L’ente Fiera invece, con la fuoriuscita dei 10 lavoratori, ha goduto di una riduzione strutturale del costo del lavoro che, al 31/12/2017 superava il 1.500.000 euro, e che continua ad aumentare. Probabilmente la Fiera è costretta, secondo il contratto di locazione, a sottostare ad un simile ricatto, perché al momento non ha incassato alcun fitto, ha visto demolire un padiglione e, nel caso in cui annullasse il contratto, non ha garanzia per la ricostruzione dello stesso.

La società Stardust invece, risparmierà sui canoni di locazione 187.500 euro annui. Non si sta certo comodi nella posizione di ostaggi nelle mani di un imprenditore che forse, non ha le risorse economiche e finanziarie per portare avanti un progetto, per lui diventato faraonico.

I 10 lavoratori avevano un posto di lavoro, ma lo hanno barattato per il nulla, fidandosi della Fiera come garante e, quel nulla ha intaccato profondamente la loro dignità di lavoratori e di esseri umani.

Fessi, ingenui ad aver creduto nell’iniziativa privata tanto decantata come volano dell’Italia, ritrovandosi senza lavoro e di conseguenza, senza stipendi e avendo consumato nel frattempo, le poche risorse messe da parte in anni di lavoro e sacrifici. Incalcolabili poi, i danni a livello psicologico.

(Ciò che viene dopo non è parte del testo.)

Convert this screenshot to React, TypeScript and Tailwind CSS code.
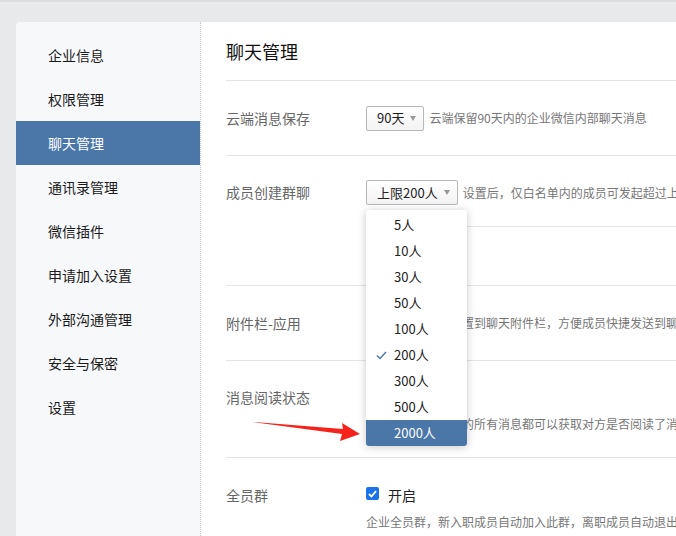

Intento di questa lettera è quello di richiedere un incontro con le istituzioni, in primis il Comune in qualità di socio maggioritario della Fiera del Levante, finalizzato alla sensibilizzazione per questa triste vicenda, di cui nessuno parla. L’auspicio è che vengano accertate le responsabilità, e che si ridia a quei lavoratori quanto sottratto, al fine di ridar loro e alle loro famiglie quella “dignità” perduta!